Em Rondônia, o candidato a governador Expedito Júnior não obteve o registro. No Pará, na mesma situação está o candidato a senador Paulo Rocha, do PT, e no Distrito Federal, a candidata a senadora Maria de Lourdes Abadia, do PSDB.

O cientista político David Fleischer, professor emérito da Universidade de Brasília (UnB), considera a Lei da Ficha Limpa um avanço. Mas vê problemas no fato de ainda estar indefinida a aplicação da lei este ano. Fleischer lembra que a composição da Câmara dos Deputados só será definida após o Supremo dar a palavra final. Para ele, porém, as restrições da lei aplicadas pelos Tribunais Regionais Eleitorais e pelo TSE surtiram efeito:

- Em vários lugares, os impugnados levaram o beijo da morte e caíram muito nas pesquisas - diz Fleischer. - A impugnação afetou bastante a opinião dos eleitores.

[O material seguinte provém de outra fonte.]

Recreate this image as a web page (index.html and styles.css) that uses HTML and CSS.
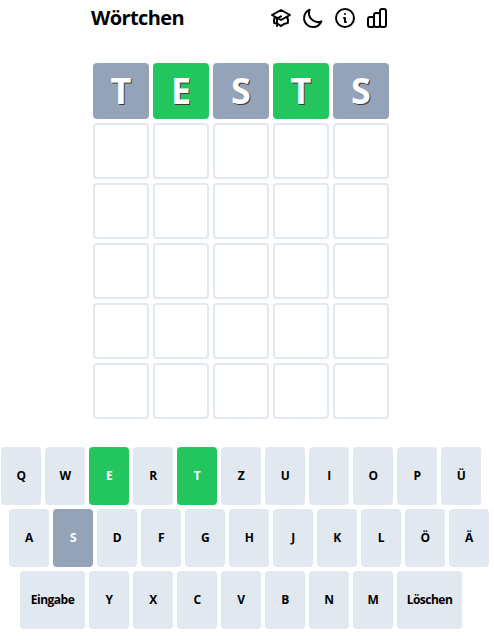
FILE: index.html
```html
<!DOCTYPE html>
<html lang="de">
<head>
<meta charset="utf-8">
<title>Wörtchen</title>
<link rel="stylesheet" href="styles.css">
</head>
<body>
<div class="app">
  <header class="header">
    <h1 class="title">Wörtchen</h1>
    <div class="icons">
      <svg class="icon" viewBox="0 0 24 24"><path d="M12 14l9-5-9-5-9 5 9 5zm0 0l6.16-3.422a12.083 12.083 0 01.665 6.479A11.952 11.952 0 0012 20.055a11.952 11.952 0 00-6.824-2.998 12.078 12.078 0 01.665-6.479L12 14zm-4 6v-7.5l4-2.222"/></svg>
      <svg class="icon" viewBox="0 0 24 24"><path d="M20.354 15.354A9 9 0 018.646 3.646 9.003 9.003 0 0012 21a9.003 9.003 0 008.354-5.646z"/></svg>
      <svg class="icon" viewBox="0 0 24 24"><path d="M13 16h-1v-4h-1m1-4h.01M21 12a9 9 0 11-18 0 9 9 0 0118 0z"/></svg>
      <svg class="icon" viewBox="0 0 24 24"><path d="M9 19v-6a2 2 0 00-2-2H5a2 2 0 00-2 2v6a2 2 0 002 2h2a2 2 0 002-2zm0 0V9a2 2 0 012-2h2a2 2 0 012 2v10m-6 0a2 2 0 002 2h2a2 2 0 002-2m0 0V5a2 2 0 012-2h2a2 2 0 012 2v14a2 2 0 01-2 2h-2a2 2 0 01-2-2z"/></svg>
    </div>
  </header>
  <main class="board">
    <div class="tile tile-absent">T</div>
    <div class="tile tile-correct">E</div>
    <div class="tile tile-absent">S</div>
    <div class="tile tile-correct">T</div>
    <div class="tile tile-absent">S</div>
    <div class="tile"></div><div class="tile"></div><div class="tile"></div><div class="tile"></div><div class="tile"></div>
    <div class="tile"></div><div class="tile"></div><div class="tile"></div><div class="tile"></div><div class="tile"></div>
    <div class="tile"></div><div class="tile"></div><div class="tile"></div><div class="tile"></div><div class="tile"></div>
    <div class="tile"></div><div class="tile"></div><div class="tile"></div><div class="tile"></div><div class="tile"></div>
    <div class="tile"></div><div class="tile"></div><div class="tile"></div><div class="tile"></div><div class="tile"></div>
  </main>
  <section class="keyboard">
    <div class="kb-row">
      <button class="key">Q</button><button class="key">W</button><button class="key key-correct">E</button><button class="key">R</button><button class="key key-correct">T</button><button class="key">Z</button><button class="key">U</button><button class="key">I</button><button class="key">O</button><button class="key">P</button><button class="key">Ü</button>
    </div>
    <div class="kb-row kb-row-shift">
      <button class="key">A</button><button class="key key-absent">S</button><button class="key">D</button><button class="key">F</button><button class="key">G</button><button class="key">H</button><button class="key">J</button><button class="key">K</button><button class="key">L</button><button class="key">Ö</button><button class="key">Ä</button>
    </div>
    <div class="kb-row">
      <button class="key key-wide">Eingabe</button><button class="key">Y</button><button class="key">X</button><button class="key">C</button><button class="key">V</button><button class="key">B</button><button class="key">N</button><button class="key">M</button><button class="key key-wide">Löschen</button>
    </div>
  </section>
</div>
</body>
</html>
```
FILE: styles.css
```css
* {
  box-sizing: border-box;
}

html,
body {
  margin: 0;
  padding: 0;
  background: #fff;
}

body {
  font-family: "Open Sans", "Noto Sans", sans-serif;
  color: #000;
}

.app {
  width: 482px;
  overflow: visible;
}

.header {
  display: flex;
  align-items: center;
  justify-content: space-between;
  width: 298px;
  height: 36px;
  margin-left: 91px;
}

.title {
  margin: 0;
  font-size: 20px;
  line-height: 28px;
  font-weight: 700;
  letter-spacing: -0.6px;
}

.icons {
  display: flex;
  gap: 8px;
}

.icon {
  display: block;
  width: 24px;
  height: 24px;
  fill: none;
  stroke: #000;
  stroke-width: 2;
  stroke-linecap: round;
  stroke-linejoin: round;
}

.board {
  display: grid;
  grid-template-columns: repeat(5, 56px);
  grid-auto-rows: 56px;
  gap: 4px;
  justify-content: center;
  margin-top: 27px;
}

.tile {
  display: flex;
  align-items: center;
  justify-content: center;
  border: 2px solid #e2e8f0;
  border-radius: 4px;
  font-size: 36px;
  font-weight: 700;
  line-height: 40px;
  color: #fff;
  text-shadow: 1px 1px 0 #3a3a3a;
}

.tile-absent {
  background: #94a3b8;
  border-color: #94a3b8;
}

.tile-correct {
  background: #22c55e;
  border-color: #22c55e;
}

.keyboard {
  display: flex;
  flex-direction: column;
  gap: 4px;
  margin-top: 28px;
}

.kb-row {
  display: flex;
  justify-content: center;
  gap: 4px;
}

.kb-row-shift {
  margin-left: 16px;
}

.key {
  flex: none;
  width: 40px;
  height: 58px;
  padding: 0;
  border: 0;
  border-radius: 4px;
  background: #e2e8f0;
  color: #000;
  font-family: inherit;
  font-size: 12px;
  font-weight: 700;
  line-height: 16px;
  letter-spacing: -0.5px;
}

.key-wide {
  width: 65px;
}

.key-correct {
  background: #22c55e;
  color: #fff;
}

.key-absent {
  background: #94a3b8;
  color: #fff;
}
```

No site da Ficha Limpa, só 77 inscritos

Lançado para dar destaque a candidatos com ficha limpa nestas eleições, o site batizado com o nome da lei está longe de ser um sucesso, pelo menos entre os políticos. A tentativa de mostrar candidatos sem problemas judiciais deu poucos resultados: até a semana passada, em todo o país, apenas 77 candidatos se inscreveram.

Somente um dos candidatos à Presidência registrou seu nome: Plínio de Arruda Sampaio, do PSOL. São cinco os candidatos a governador inscritos no site, entre eles Fernando Gabeira, do PV do Rio. Há também oito candidatos ao Senado e 63 a deputado federal.

A Lei da Ficha Limpa foi proposta por iniciativa popular. O Movimento de Combate à Corrupção Eleitoral, que reúne 47 entidades, como a Conferência Nacional dos Bispos do Brasil (CNBB) e a Associação dos Magistrados Brasileiros (AMB), coletou 1,7 milhão de assinaturas.

Jovita José Rosa, diretora social da União Nacional dos Auditores do Sistema Único de Saúde (SUS) e diretora do MCCE, diz que a nova legislação já está ajudando a melhorar a política nacional, e que, apesar da indefinição na Justiça, o eleitor pode fazer a diferença:

- Podem pairar dúvidas sobre a validade da aplicação da lei nesta eleição, mas o eleitor já pode fazer valer a Lei da Ficha Limpa agora.